##### GIVEN RECORDS #####

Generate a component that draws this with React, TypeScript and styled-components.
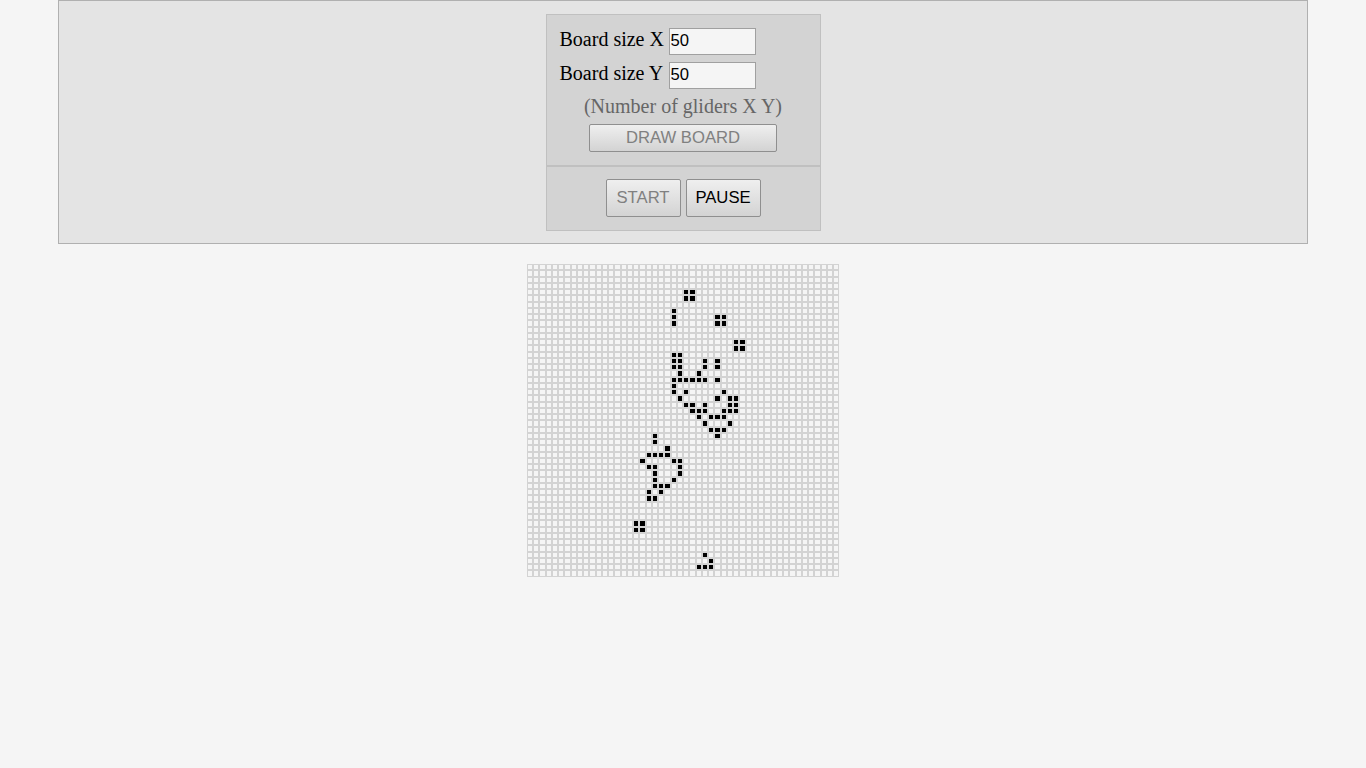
import React, { useState } from "react";
import styled, { createGlobalStyle } from "styled-components";

const SIZE = 50;

/* Row number -> columns of the living cells in that row. */
const LIVE: Record<number, number[]> = {
  4: [25, 26],
  5: [25, 26],
  7: [23],
  8: [23, 30, 31],
  9: [23, 30, 31],
  12: [33, 34],
  13: [33, 34],
  14: [23, 24],
  15: [23, 24, 28, 30],
  16: [23, 24, 28, 30],
  17: [24, 27],
  18: [23, 24, 25, 26, 27, 28, 30],
  19: [23],
  20: [23, 25, 31],
  21: [24, 30, 32, 33],
  22: [25, 26, 28, 32, 33],
  23: [26, 27, 28, 31, 32, 33],
  24: [27, 29, 30, 31],
  25: [28, 32],
  26: [29, 30, 31],
  27: [20, 30],
  28: [20],
  29: [22],
  30: [19, 20, 21, 22],
  31: [18, 23, 24],
  32: [19, 20, 24],
  33: [20, 24],
  34: [20, 23],
  35: [20, 21, 22],
  36: [19, 21],
  37: [19, 20],
  41: [17, 18],
  42: [17, 18],
  46: [28],
  47: [29],
  48: [27, 28, 29],
};

const GlobalStyle = createGlobalStyle`
  *, *::before, *::after {
    box-sizing: border-box;
  }
  body {
    margin: 0;
    background: #f5f5f5;
    color: #000;
    font-family: "Liberation Serif", "Times New Roman", serif;
    font-size: 20px;
  }
`;

const Page = styled.main`
  display: flex;
  flex-direction: column;
  align-items: center;
  gap: 20px;
  width: 100%;
  max-width: 1250px;
  margin: 0 auto;
`;

const Header = styled.header`
  display: flex;
  justify-content: center;
  width: 100%;
  padding: 13px 12px 12px;
  border: 1px solid #b0b0b0;
  background: #e4e4e4;
`;

const Controls = styled.div`
  display: flex;
  flex-direction: column;
  width: 275px;
`;

const SettingsForm = styled.form`
  display: flex;
  flex-direction: column;
  align-items: center;
  gap: 7px;
  padding: 13px;
  border: 1px solid #c0c0c0;
  background: #d3d3d3;
`;

const Field = styled.label`
  display: flex;
  align-self: flex-start;
  gap: 5px;
  line-height: 23px;
`;

const FieldName = styled.span`
  width: 104px;
  white-space: nowrap;
`;

const SizeInput = styled.input`
  width: 87px;
  height: 27px;
  padding: 0 1px 2px;
  border: 1px solid #a0a0a0;
  background: #f5f5f5;
  color: #000;
  font-family: "Liberation Sans", Arial, sans-serif;
  font-size: smaller;
`;

const Note = styled.p`
  margin: 0;
  line-height: 21px;
  color: #666;
`;

const Playback = styled.div`
  display: flex;
  justify-content: center;
  gap: 5px;
  padding: 12px 12px 13px;
  border: 1px solid #c0c0c0;
  background: #d3d3d3;
`;

const Button = styled.button<{ $wide?: boolean }>`
  width: ${({ $wide }) => ($wide ? 188 : 75)}px;
  height: ${({ $wide }) => ($wide ? 28 : 38)}px;
  padding: 0 0 1px;
  border: 1px solid #8f8f8f;
  border-radius: 2px;
  background: linear-gradient(#efefef, #d3d3d3);
  color: #000;
  font-family: "Liberation Sans", Arial, sans-serif;
  font-size: smaller;
  text-transform: uppercase;

  &:disabled {
    color: #808080;
  }
`;

const Board = styled.div`
  display: grid;
  grid-template-columns: repeat(${SIZE}, 1fr);
  grid-template-rows: repeat(${SIZE}, 1fr);
  width: 25%;
  aspect-ratio: 1;
`;

const Cell = styled.div<{ $alive: boolean }>`
  border: 1px solid #d3d3d3;
  background: ${({ $alive }) => ($alive ? "#000" : "#f5f5f5")};
`;

export default function App() {
  const [sizeX, setSizeX] = useState("50");
  const [sizeY, setSizeY] = useState("50");

  return (
    <>
      <GlobalStyle />
      <Page>
        <Header>
          <Controls>
            <SettingsForm onSubmit={(event) => event.preventDefault()}>
              <Field htmlFor="size-x">
                <FieldName>Board size X</FieldName>
                <SizeInput id="size-x" value={sizeX} onChange={(e) => setSizeX(e.target.value)} />
              </Field>
              <Field htmlFor="size-y">
                <FieldName>Board size Y</FieldName>
                <SizeInput id="size-y" value={sizeY} onChange={(e) => setSizeY(e.target.value)} />
              </Field>
              <Note>(Number of gliders X Y)</Note>
              <Button type="submit" $wide disabled>
                Draw board
              </Button>
            </SettingsForm>
            <Playback>
              <Button type="button" disabled>
                Start
              </Button>
              <Button type="button">Pause</Button>
            </Playback>
          </Controls>
        </Header>
        <Board>
          {Array.from({ length: SIZE * SIZE }, (_, i) => {
            const row = Math.floor(i / SIZE);
            return <Cell key={i} $alive={LIVE[row]?.includes(i % SIZE) ?? false} />;
          })}
        </Board>
      </Page>
    </>
  );
}
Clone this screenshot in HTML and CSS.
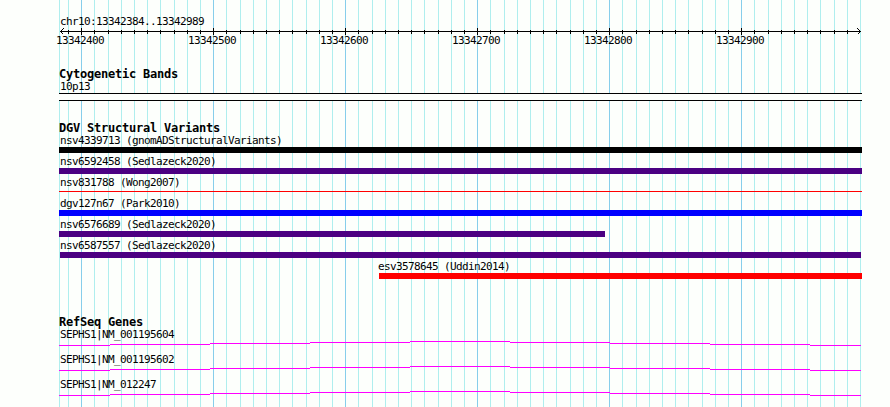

#####

Give every line above again exactly, with no pictures.

__RESPONSE TO THE TASK__
Generate a component that draws this with React, TypeScript and styled-components.
import React, { useState } from "react";
import styled, { createGlobalStyle } from "styled-components";

const SIZE = 50;

/* Row number -> columns of the living cells in that row. */
const LIVE: Record<number, number[]> = {
  4: [25, 26],
  5: [25, 26],
  7: [23],
  8: [23, 30, 31],
  9: [23, 30, 31],
  12: [33, 34],
  13: [33, 34],
  14: [23, 24],
  15: [23, 24, 28, 30],
  16: [23, 24, 28, 30],
  17: [24, 27],
  18: [23, 24, 25, 26, 27, 28, 30],
  19: [23],
  20: [23, 25, 31],
  21: [24, 30, 32, 33],
  22: [25, 26, 28, 32, 33],
  23: [26, 27, 28, 31, 32, 33],
  24: [27, 29, 30, 31],
  25: [28, 32],
  26: [29, 30, 31],
  27: [20, 30],
  28: [20],
  29: [22],
  30: [19, 20, 21, 22],
  31: [18, 23, 24],
  32: [19, 20, 24],
  33: [20, 24],
  34: [20, 23],
  35: [20, 21, 22],
  36: [19, 21],
  37: [19, 20],
  41: [17, 18],
  42: [17, 18],
  46: [28],
  47: [29],
  48: [27, 28, 29],
};

const GlobalStyle = createGlobalStyle`
  *, *::before, *::after {
    box-sizing: border-box;
  }
  body {
    margin: 0;
    background: #f5f5f5;
    color: #000;
    font-family: "Liberation Serif", "Times New Roman", serif;
    font-size: 20px;
  }
`;

const Page = styled.main`
  display: flex;
  flex-direction: column;
  align-items: center;
  gap: 20px;
  width: 100%;
  max-width: 1250px;
  margin: 0 auto;
`;

const Header = styled.header`
  display: flex;
  justify-content: center;
  width: 100%;
  padding: 13px 12px 12px;
  border: 1px solid #b0b0b0;
  background: #e4e4e4;
`;

const Controls = styled.div`
  display: flex;
  flex-direction: column;
  width: 275px;
`;

const SettingsForm = styled.form`
  display: flex;
  flex-direction: column;
  align-items: center;
  gap: 7px;
  padding: 13px;
  border: 1px solid #c0c0c0;
  background: #d3d3d3;
`;

const Field = styled.label`
  display: flex;
  align-self: flex-start;
  gap: 5px;
  line-height: 23px;
`;

const FieldName = styled.span`
  width: 104px;
  white-space: nowrap;
`;

const SizeInput = styled.input`
  width: 87px;
  height: 27px;
  padding: 0 1px 2px;
  border: 1px solid #a0a0a0;
  background: #f5f5f5;
  color: #000;
  font-family: "Liberation Sans", Arial, sans-serif;
  font-size: smaller;
`;

const Note = styled.p`
  margin: 0;
  line-height: 21px;
  color: #666;
`;

const Playback = styled.div`
  display: flex;
  justify-content: center;
  gap: 5px;
  padding: 12px 12px 13px;
  border: 1px solid #c0c0c0;
  background: #d3d3d3;
`;

const Button = styled.button<{ $wide?: boolean }>`
  width: ${({ $wide }) => ($wide ? 188 : 75)}px;
  height: ${({ $wide }) => ($wide ? 28 : 38)}px;
  padding: 0 0 1px;
  border: 1px solid #8f8f8f;
  border-radius: 2px;
  background: linear-gradient(#efefef, #d3d3d3);
  color: #000;
  font-family: "Liberation Sans", Arial, sans-serif;
  font-size: smaller;
  text-transform: uppercase;

  &:disabled {
    color: #808080;
  }
`;

const Board = styled.div`
  display: grid;
  grid-template-columns: repeat(${SIZE}, 1fr);
  grid-template-rows: repeat(${SIZE}, 1fr);
  width: 25%;
  aspect-ratio: 1;
`;

const Cell = styled.div<{ $alive: boolean }>`
  border: 1px solid #d3d3d3;
  background: ${({ $alive }) => ($alive ? "#000" : "#f5f5f5")};
`;

export default function App() {
  const [sizeX, setSizeX] = useState("50");
  const [sizeY, setSizeY] = useState("50");

  return (
    <>
      <GlobalStyle />
      <Page>
        <Header>
          <Controls>
            <SettingsForm onSubmit={(event) => event.preventDefault()}>
              <Field htmlFor="size-x">
                <FieldName>Board size X</FieldName>
                <SizeInput id="size-x" value={sizeX} onChange={(e) => setSizeX(e.target.value)} />
              </Field>
              <Field htmlFor="size-y">
                <FieldName>Board size Y</FieldName>
                <SizeInput id="size-y" value={sizeY} onChange={(e) => setSizeY(e.target.value)} />
              </Field>
              <Note>(Number of gliders X Y)</Note>
              <Button type="submit" $wide disabled>
                Draw board
              </Button>
            </SettingsForm>
            <Playback>
              <Button type="button" disabled>
                Start
              </Button>
              <Button type="button">Pause</Button>
            </Playback>
          </Controls>
        </Header>
        <Board>
          {Array.from({ length: SIZE * SIZE }, (_, i) => {
            const row = Math.floor(i / SIZE);
            return <Cell key={i} $alive={LIVE[row]?.includes(i % SIZE) ?? false} />;
          })}
        </Board>
      </Page>
    </>
  );
}
Clone this screenshot in HTML and CSS.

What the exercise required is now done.